Humu Sheng later became a boshi ("erudite") in the Han court in charge of the studying and teaching of Gongyang Zhuan. Along with him was another Gongyang Zhuan authority Dong Zhongshu. With Emperor Wu of Han's adoption of Dong's proposal to formally establish Confucianism as the state ideology, the power and influence of the Gongyang School increased significantly. Later, Dong Zhongshu authored Luxuriant Dew of the Spring and Autumn Annals, Interactions Between Heaven and Mankind and Strange Calamities of Yin and Yang, in which he popularized his mysticism interpretation of Gongyang Zhuan. Along with the widespread adoption of divination practices, the Han intelligentsia became shrouded in an atmosphere of superstition and mystery. Nonetheless, among officials, Gongyang School was seen as a vital political classic that provided ideological basis and historical precedents in governing, and was cited during policy debates.

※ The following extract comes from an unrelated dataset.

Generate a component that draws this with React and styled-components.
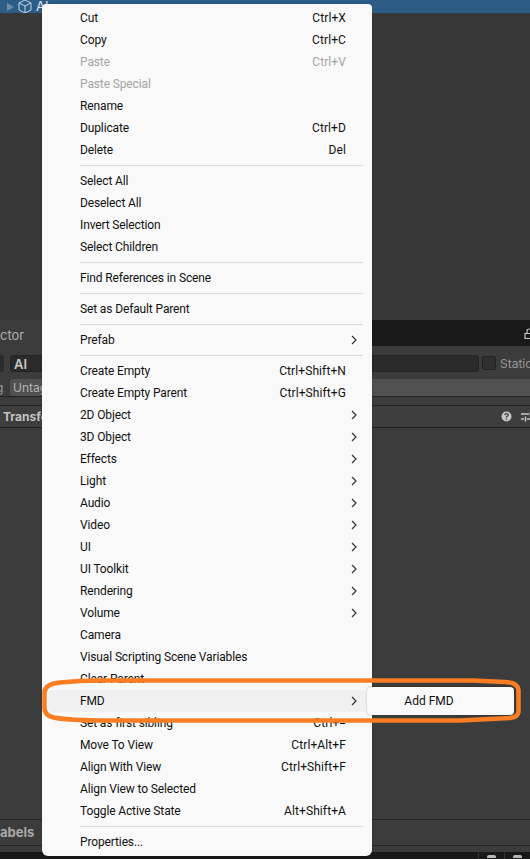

Dong Zhongshu's two students, Yan Pengzu and Yan Anle (顏安樂) became the leaders of Gongyang School after Dong's death.

Some exegesis monographs by Gongyang scholars mounts to over one million characters in length, that scholars from other schools accused Gongyang school for being too fixated on the trivia of Chunqiu.

At the end of Western Han dynasty, scholar Liu Xin proposed to establish professorship for Zuo Zhuan and Guliang Zhuan. Once his advice was adopted, Gongyang school no longer monopolized the official interpretation of Spring and Autumn Annals. From the time of the Eastern Han dynasty onwards, more and more people criticized Dong Zhongshu's interpretation of the Gongyang Zhuan.

During the later years of the Han dynasty, He Xiu became the most ardent defender of Gongyang School. He combated vigorously with scholars who prefer Zuo Zhuan and Guliang Zhuan. After spending seventeen years, he wrote a hermeneutics work on Gongyang Zhuan, which is largely survived into modern days. He Xiu's work became the primary source for textual reconstruction of Gongyang Zhuan and a major source of inspiration for later Gongyang scholars.

Huan Kuan (桓寬), author of the Confucian political treatise Discourses on Salt and Iron, was another notable Gongyang Scholar.

==Commentaries==
In his Confucian work Discourse on the Six Arts (六藝論), the Han scholar Zheng Xuan makes the following comment:
The Zuo Zhuan is best with regards to Confucian rites, the Gongyang Zhuan for divination and the Guliang Zhuan for the classical view of Confucianism.

The Eastern Jin dynasty scholar Fan Ning (grandfather of Fan Ye, author of the Book of the Later Han), in his commentary on works relating to the Guliang's Commentary on Spring and Autumn Annals said that the Zuo Zhuan was colorful and rich in content but contains too much wizardry, the Guliang Zhuan was clear and elegantly written but too short whilst the Gongyang Zhuan seemed argumentative, judgmental and vulgar in style. In the opinion of the Han scholar and official He Xiu (Han dynasty), the Gongyang Zhuans achievement is its appraisal of the Spring and Autumn Annals to expound the "great way of Confucianism" through the use of subtle and profound language.

==Later development==
In the period between the Eastern Wu and the end of the Southern and Northern dynasties (229-589 CE), the official He Xiu School was established.

During the Tang dynasty, study of the Gongyang Zhuan gradually declined with very few academics concentrating on the work.

Gongyang scholarship was introduced to Japan. Notable scholars include Hayashi Razan and his son Hayashi Gahō. Hayashi Gahō later published a commentated version of Gongyang Zhuan in 1688, attributing the comments to his father.

During the Qing dynasty the study of textual criticism flourished with successive scholars researching the Gongyang Zhuan and reinvigorating its ideas. This re-evaluation of the work was probably a response to the massive social and political changes of the period which caused scholars to reassess the dominant official interpretation of Confucianism.

Gongyang Zhuan played an important role in the works of the Changzhou School of Thought proponents. The school held an important position during the late Qing dynasty as a mainstream center of learning with scholars such as Kong Guangsen, Zhuang Cunyu, Liu Fenglu, Gong Zizhen, Wei Yuan and Kang Youwei amongst others. The school's main target for criticism was the Old Texts. In particular, Kang Youwei's interpretation helped facilitated the widespread doubt on the Old Texts among intellectuals, and thus creating a sympathetic audience for his reformist ideas, which later became well known in Hundred Days' Reform.

In 1995, Chinese scholar Jiang Qing published his work Introductory Treatise on Gongyang Scholarship, which marked the revived interest in the Gongyang Zhuan among modern political theorists.